A study by the Centre for International Finance and Regulation (CIFR) provides new insights into Australian default superannuation funds and their members.

The study surveyed over 1,000 default super members and 28 executives from 20 funds to identify what default super fund members are looking for, whether executives have an accurate perception of member wants and needs, and how fund providers go about meeting those needs.

One strong finding was that far fewer members than popularly believed are passively ‘ending up’ in default funds through lack of interest or engagement. Around two-thirds of the members surveyed made some kind of choice: either choosing their fund provider, or their investment option. The majority cited lack of knowledge as the main reason for defaulting, and indicated that they trusted the fund provider to make the correct investment decisions on their behalf. This highlights the importance of system integrity, and the need to engage appropriately with members in order to better understand what they want.

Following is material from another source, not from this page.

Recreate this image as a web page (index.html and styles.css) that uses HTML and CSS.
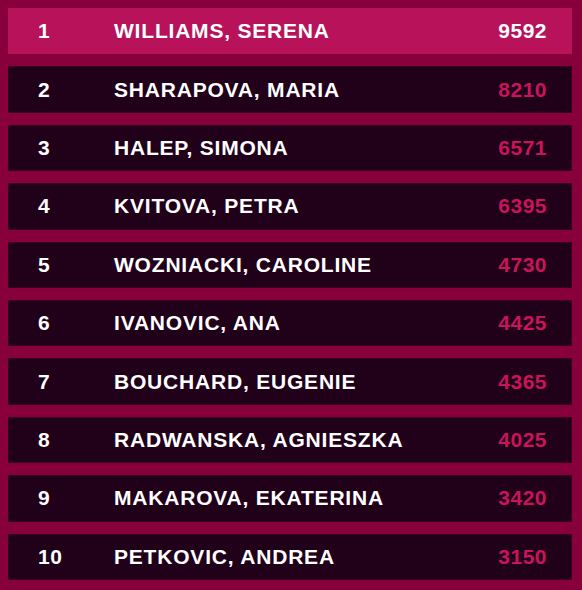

Co-author of the study, Susan Thorp from the University of Sydney, said: “Our study provides some unique insights into the wants and needs of super fund members, and how they square with what the industry is attempting to deliver. Whereas in many cases they seem aligned, one potential issue is that the majority of surveyed members display low risk tolerance, while default investment options are often relatively aggressive.”

The research found that fund executives were well aware that members are primarily interested in their retirement outcomes; have limited interest in comparing funds on the basis of relative returns; and view short-term performance to be of little consequence as long as return shocks are avoided, particularly close to retirement. While both members and funds acknowledge the relevance of fees, neither ranks them of highest importance against other aspects.

The study completes a broader research project into ‘MySuper’ default funds. Geoff Warren, Research Director at CIFR and project leader, noted that the research highlights four key areas for policy makers and the industry:

  • Design of policy and product should be based on the assumption that many default members are actually paying attention, and depending on their fund and the system to compensate for their own lack of skill. Trust matters.
  • Member needs may be better met through integrating MySuper and retirement products, and the fostering of smart defaults.
  • Using a competitive tender to pursue lower fees may be a backward step, as it would encourage commoditisation when greater tailoring is needed. The focus should be value for money, not fees in isolation.
  • Policy makers might pay closer attention to those with responsibility for choosing the default provider, specifically whether they are appropriately skilled and aligned with members.

The study is titled Delegation, trust and defaulting in retirement savings: Perspectives from plan executives and members. It is being released in conjunction with a summary of the overall project findings and implications. The project team comprises Adam Butt from ANU; Scott Donald from Centre for Law, Markets and Regulation at UNSW Australia; Doug Foster and Susan Thorp from the University of Sydney; and Geoff Warren from CIFR.